BEGIN

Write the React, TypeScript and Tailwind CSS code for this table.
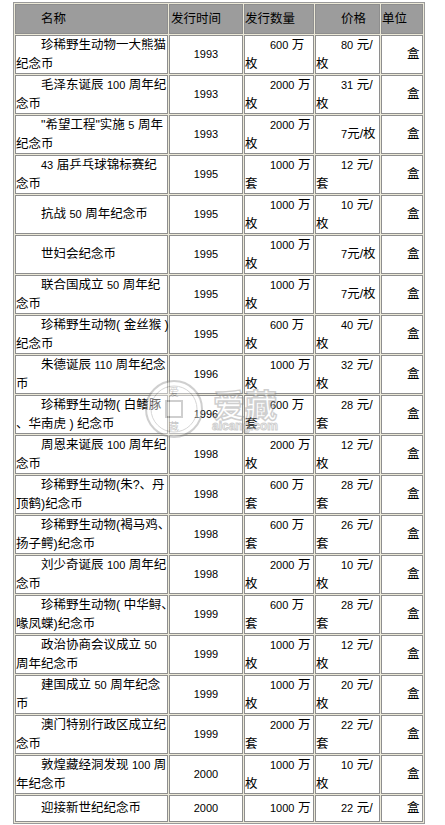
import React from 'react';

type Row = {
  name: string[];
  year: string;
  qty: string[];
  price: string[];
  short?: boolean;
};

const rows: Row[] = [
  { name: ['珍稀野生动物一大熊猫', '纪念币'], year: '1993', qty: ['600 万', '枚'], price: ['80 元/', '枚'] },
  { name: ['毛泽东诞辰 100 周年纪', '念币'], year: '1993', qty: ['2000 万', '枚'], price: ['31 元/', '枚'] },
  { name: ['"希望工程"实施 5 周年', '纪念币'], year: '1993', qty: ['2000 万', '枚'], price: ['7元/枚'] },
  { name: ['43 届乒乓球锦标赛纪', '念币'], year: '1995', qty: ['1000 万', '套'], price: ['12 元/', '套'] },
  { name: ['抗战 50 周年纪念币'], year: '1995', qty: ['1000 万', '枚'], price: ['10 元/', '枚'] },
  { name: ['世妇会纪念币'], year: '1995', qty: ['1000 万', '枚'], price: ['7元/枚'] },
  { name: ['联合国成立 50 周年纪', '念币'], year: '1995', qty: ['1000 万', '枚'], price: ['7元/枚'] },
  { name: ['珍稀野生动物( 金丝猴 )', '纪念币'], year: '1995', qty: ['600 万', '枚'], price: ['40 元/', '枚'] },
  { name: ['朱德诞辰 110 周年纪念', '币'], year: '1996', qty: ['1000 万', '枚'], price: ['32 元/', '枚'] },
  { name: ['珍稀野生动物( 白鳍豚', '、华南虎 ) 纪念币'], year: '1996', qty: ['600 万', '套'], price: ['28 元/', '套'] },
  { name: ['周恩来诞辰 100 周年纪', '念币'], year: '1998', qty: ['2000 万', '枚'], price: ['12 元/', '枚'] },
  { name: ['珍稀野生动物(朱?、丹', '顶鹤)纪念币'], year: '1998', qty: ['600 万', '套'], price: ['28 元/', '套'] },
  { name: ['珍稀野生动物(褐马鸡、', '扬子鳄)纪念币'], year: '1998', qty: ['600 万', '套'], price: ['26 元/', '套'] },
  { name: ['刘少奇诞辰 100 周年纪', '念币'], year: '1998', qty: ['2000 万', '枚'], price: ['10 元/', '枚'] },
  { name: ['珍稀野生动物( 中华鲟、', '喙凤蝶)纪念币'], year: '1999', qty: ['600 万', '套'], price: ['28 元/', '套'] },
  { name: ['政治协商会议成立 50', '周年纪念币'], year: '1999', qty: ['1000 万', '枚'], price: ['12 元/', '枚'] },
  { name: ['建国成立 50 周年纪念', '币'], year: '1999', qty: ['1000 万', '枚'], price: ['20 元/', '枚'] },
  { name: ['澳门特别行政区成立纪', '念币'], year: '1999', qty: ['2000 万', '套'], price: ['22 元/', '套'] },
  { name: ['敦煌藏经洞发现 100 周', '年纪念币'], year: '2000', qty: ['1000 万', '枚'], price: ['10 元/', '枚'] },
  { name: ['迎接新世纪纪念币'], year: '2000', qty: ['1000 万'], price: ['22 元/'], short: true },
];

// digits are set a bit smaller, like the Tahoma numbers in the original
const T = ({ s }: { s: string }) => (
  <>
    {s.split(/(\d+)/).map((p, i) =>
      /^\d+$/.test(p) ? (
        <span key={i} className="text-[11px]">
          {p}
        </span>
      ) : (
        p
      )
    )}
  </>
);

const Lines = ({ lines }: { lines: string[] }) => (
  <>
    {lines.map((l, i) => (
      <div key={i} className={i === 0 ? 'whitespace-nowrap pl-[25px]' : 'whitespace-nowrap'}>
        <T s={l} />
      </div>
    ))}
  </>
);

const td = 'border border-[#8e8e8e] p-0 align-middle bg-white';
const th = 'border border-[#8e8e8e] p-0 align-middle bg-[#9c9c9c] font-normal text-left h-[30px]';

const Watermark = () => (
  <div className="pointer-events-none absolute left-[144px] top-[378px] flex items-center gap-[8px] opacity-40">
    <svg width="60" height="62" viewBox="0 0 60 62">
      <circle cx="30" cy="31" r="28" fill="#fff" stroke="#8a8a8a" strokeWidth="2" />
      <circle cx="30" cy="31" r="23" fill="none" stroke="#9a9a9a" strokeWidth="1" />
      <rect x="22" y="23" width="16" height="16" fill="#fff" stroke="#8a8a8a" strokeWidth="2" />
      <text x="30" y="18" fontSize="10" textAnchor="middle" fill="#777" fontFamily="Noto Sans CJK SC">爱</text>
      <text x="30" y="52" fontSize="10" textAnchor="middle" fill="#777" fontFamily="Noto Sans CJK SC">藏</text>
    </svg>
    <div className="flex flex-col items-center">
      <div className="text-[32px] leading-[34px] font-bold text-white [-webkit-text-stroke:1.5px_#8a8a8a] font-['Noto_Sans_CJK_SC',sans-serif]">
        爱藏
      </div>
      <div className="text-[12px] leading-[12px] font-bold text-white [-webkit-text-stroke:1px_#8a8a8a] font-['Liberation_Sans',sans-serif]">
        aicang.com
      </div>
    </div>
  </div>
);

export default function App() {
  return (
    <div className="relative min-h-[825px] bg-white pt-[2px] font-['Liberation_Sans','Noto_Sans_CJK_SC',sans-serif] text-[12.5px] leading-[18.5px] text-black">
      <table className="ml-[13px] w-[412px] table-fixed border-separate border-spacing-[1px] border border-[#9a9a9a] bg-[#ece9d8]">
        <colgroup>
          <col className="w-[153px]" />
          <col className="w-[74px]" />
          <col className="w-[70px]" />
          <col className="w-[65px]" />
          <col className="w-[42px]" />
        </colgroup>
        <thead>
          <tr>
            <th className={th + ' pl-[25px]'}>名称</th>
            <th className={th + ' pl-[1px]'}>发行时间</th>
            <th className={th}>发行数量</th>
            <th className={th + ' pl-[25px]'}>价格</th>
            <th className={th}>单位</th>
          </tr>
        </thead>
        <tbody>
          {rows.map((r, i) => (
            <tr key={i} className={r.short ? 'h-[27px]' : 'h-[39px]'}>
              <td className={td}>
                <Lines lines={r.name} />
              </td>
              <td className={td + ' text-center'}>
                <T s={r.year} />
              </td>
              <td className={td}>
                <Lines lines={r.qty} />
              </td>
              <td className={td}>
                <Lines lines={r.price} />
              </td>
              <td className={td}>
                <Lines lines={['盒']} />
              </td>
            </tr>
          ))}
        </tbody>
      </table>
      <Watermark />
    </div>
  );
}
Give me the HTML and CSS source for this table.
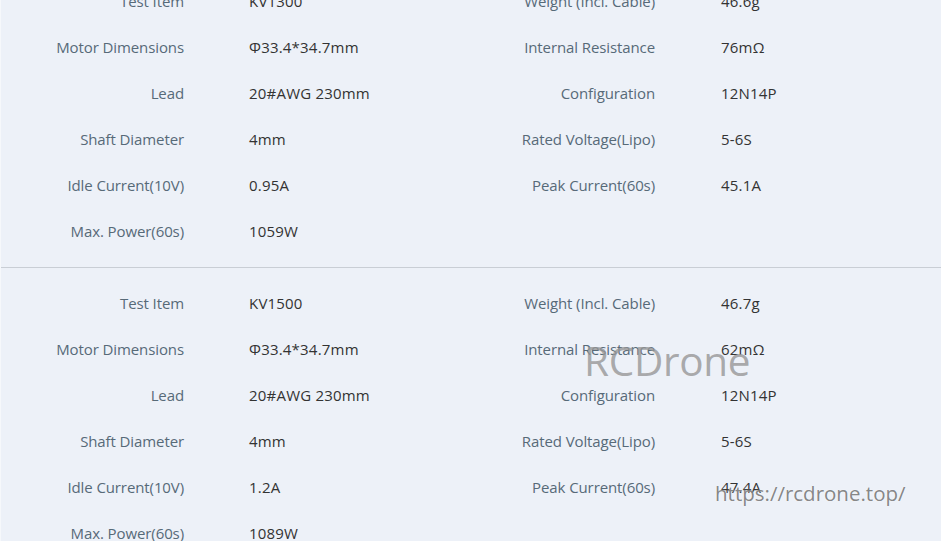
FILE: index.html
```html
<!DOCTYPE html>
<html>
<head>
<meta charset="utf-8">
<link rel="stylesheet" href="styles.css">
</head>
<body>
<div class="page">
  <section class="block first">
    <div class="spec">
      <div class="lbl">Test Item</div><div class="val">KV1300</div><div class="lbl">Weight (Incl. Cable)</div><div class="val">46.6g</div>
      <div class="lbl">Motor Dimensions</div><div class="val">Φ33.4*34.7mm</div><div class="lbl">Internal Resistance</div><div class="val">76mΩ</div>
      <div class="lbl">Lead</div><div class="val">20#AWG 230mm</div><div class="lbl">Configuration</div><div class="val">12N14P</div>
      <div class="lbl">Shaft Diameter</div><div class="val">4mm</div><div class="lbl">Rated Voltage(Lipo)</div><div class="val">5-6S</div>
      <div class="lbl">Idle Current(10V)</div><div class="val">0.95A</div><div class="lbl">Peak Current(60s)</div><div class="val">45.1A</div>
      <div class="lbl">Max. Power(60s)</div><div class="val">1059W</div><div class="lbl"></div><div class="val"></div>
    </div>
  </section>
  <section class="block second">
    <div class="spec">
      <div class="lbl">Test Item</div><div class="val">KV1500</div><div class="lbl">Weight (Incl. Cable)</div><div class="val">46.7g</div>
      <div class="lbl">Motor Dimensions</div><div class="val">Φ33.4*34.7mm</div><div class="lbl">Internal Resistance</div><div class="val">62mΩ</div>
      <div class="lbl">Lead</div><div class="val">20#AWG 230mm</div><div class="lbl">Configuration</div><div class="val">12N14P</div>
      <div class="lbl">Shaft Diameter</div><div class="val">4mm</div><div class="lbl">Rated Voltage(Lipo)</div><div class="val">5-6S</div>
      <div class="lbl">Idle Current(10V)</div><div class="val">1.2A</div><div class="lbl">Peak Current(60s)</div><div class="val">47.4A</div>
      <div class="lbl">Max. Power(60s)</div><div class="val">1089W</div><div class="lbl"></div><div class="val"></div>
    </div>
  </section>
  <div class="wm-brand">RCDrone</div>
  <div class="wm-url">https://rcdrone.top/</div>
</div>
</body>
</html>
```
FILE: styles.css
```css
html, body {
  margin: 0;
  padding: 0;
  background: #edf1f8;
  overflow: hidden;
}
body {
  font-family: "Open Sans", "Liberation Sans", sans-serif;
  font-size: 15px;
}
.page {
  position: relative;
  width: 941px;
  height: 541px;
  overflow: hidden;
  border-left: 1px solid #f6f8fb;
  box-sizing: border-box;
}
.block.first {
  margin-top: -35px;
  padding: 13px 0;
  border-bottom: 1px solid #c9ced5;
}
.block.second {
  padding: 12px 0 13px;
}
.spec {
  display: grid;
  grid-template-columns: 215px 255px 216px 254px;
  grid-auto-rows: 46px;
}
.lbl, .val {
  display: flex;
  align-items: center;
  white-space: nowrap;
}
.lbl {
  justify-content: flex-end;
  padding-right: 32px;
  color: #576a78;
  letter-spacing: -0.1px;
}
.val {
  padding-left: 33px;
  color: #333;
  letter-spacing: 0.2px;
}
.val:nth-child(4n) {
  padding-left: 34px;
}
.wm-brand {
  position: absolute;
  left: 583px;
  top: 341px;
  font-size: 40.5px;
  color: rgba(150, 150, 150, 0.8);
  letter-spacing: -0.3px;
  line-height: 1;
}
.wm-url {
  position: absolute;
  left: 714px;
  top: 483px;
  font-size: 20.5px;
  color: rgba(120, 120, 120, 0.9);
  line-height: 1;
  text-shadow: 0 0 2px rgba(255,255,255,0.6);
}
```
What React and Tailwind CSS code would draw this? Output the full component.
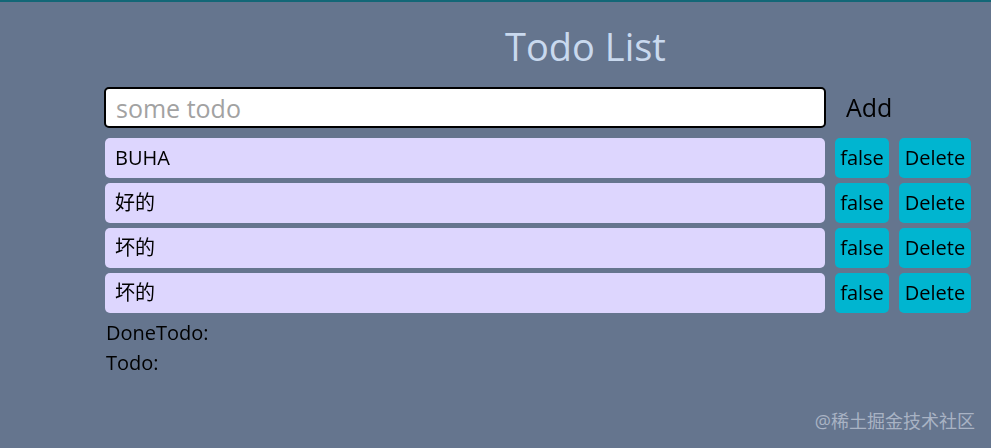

END

__WRITTEN REQUEST__:
Copy every line in the listing above where the string "code" turns up.

__SOLUTION TO THE EXERCISE__:
Write the React, TypeScript and Tailwind CSS code for this table.
What React and Tailwind CSS code would draw this? Output the full component.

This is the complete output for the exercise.